The issuance of additional ordinary shares in a business combination (by our company, or by a target company that will serve as the public company following the business combination and in which target company shareholders may possess a majority interest):
| ● | may significantly dilute the equity interest of investors in our initial public offering, which dilution would increase if the anti-dilution provisions of the Class B ordinary shares resulted in the issuance of Class A ordinary shares on a greater than one-to-one basis upon conversion of the Class B ordinary shares; |
| ● | may subordinate the rights of holders of Class A ordinary shares if preference shares are issued with rights senior to those afforded our Class A ordinary shares; |
| ● | could cause a change of control if a substantial number of our (or the target company’s) ordinary shares are issued, which may affect, among other things, our ability to use our net operating loss carry forwards, if any, and could result in the resignation or removal of our present officers and directors; |
| ● | may have the effect of delaying or preventing a change of control of us by diluting the share ownership or voting rights of a person seeking to obtain control of us; and |
| ● | may adversely affect prevailing market prices for our Class A ordinary shares and/or warrants. |
Similarly, if we or the target company issue(s) debt securities or otherwise incur significant indebtedness, it could result in:
| ● | default and foreclosure on our assets if our operating revenues after an initial business combination are insufficient to repay our debt obligations; |
| ● | acceleration of our obligations to repay the indebtedness even if we make all principal and interest payments when due if we breach certain covenants that require the maintenance of certain financial ratios or reserves without a waiver or renegotiation of that covenant; |
| ● | our immediate payment of all principal and accrued interest, if any, if the debt security is payable on demand; |
| ● | our inability to obtain necessary additional financing if the debt security contains covenants restricting our ability to obtain such financing while the debt security is issued and outstanding; |
| ● | our inability to pay dividends on our ordinary shares; |
| ● | using a substantial portion of our cash flow to pay principal and interest on our debt, which will reduce the funds available for dividends on our ordinary shares if declared, expenses, capital expenditures, acquisitions and other general corporate purposes; |
| ● | limitations on our flexibility in planning for and reacting to changes in our business and in the industry in which we operate; |
| ● | increased vulnerability to adverse changes in general economic, industry and competitive conditions and adverse changes in government regulation; and |
| ● | limitations on our ability to borrow additional amounts for expenses, capital expenditures, acquisitions, debt service requirements, execution of our strategy and other purposes and other disadvantages compared to our competitors who have less debt. |
As indicated in the accompanying financial statements, at September 30, 2024, we had $13,000 of cash and a $858,000 working capital deficit (net of Sponsor loan). Further, we expect to continue to incur significant costs in the pursuit of our acquisition plans. We cannot assure you that our plans to raise capital or to complete our initial business combination will be successful.

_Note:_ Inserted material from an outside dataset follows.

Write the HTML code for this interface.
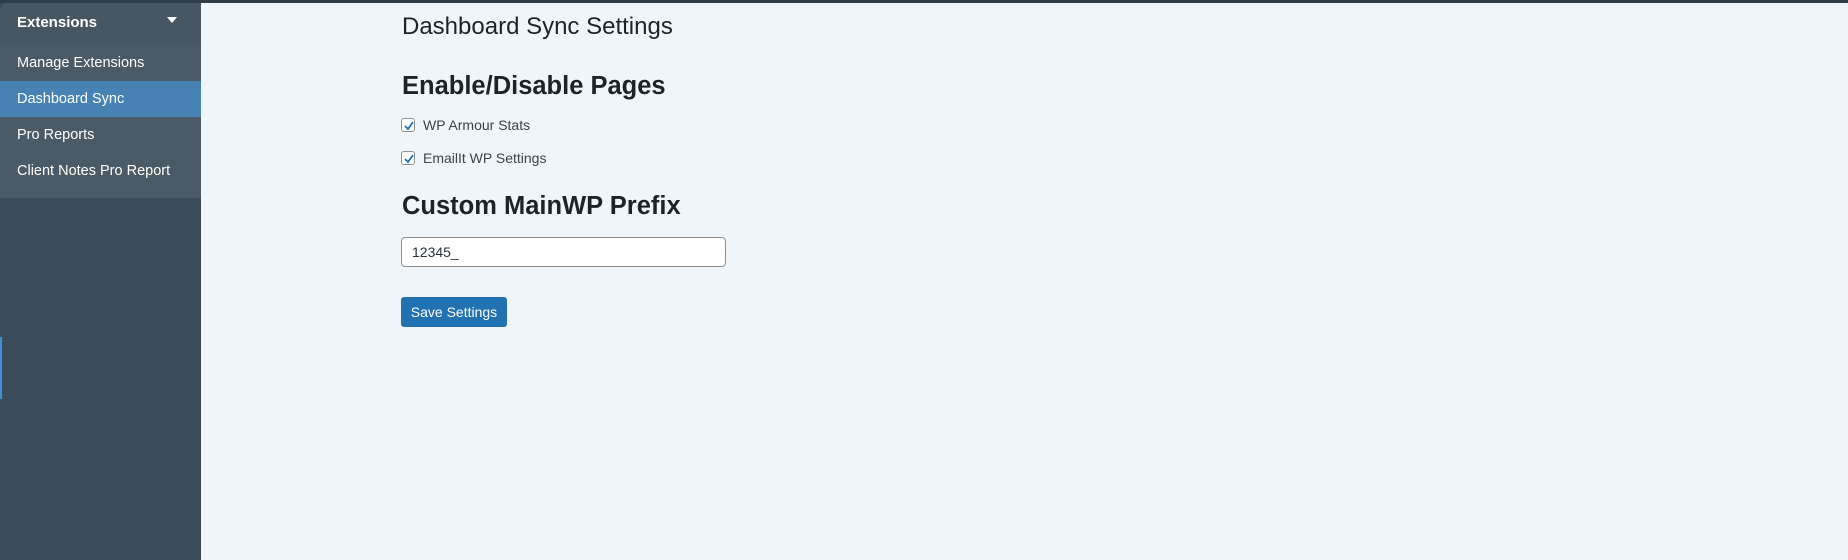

Extension of our Combination Period
Second Extension
On November 2, 2023, we held an extraordinary general meeting (the “Second Extension Meeting”), at which the Company’s shareholders voted to approve the Second Extension, which extended the Mandatory Liquidation Date from November 2, 2023 to November 2, 2024.
Third Extension
On November 1, 2024, we held an extraordinary general meeting (the “Third Extension Meeting”), at which the Company’s shareholders voted to approve the Third Extension, which extended the mandatory liquidation date from November 2, 2024 to November 2, 2025. See Recent Developments for additional information.
Heads of Agreement / Business Combination Agreement
On April 2, 2024, we entered into a non-binding heads of agreement with Tembo e-LV B.V. (Tembo), a private company incorporated under the laws of the Netherlands, regarding a potential business combination transaction. Our Chief Executive Officer is also the Chief Operating Officer and Chief Financial Officer of VivoPower International PLC, which owns 100% of Tembo.
On August 29, 2024, we and Tembo signed a Business Combination Agreement (BCA). Under the BCA, the consideration to be paid to the equity holders of Tembo is $838 million and will be paid entirely in the form of newly issued ordinary shares of new combined company, with each share valued at $10.00. The BCA was entered into by the parties following due diligence and receipt by our board of directors of a fairness opinion from an independent third party.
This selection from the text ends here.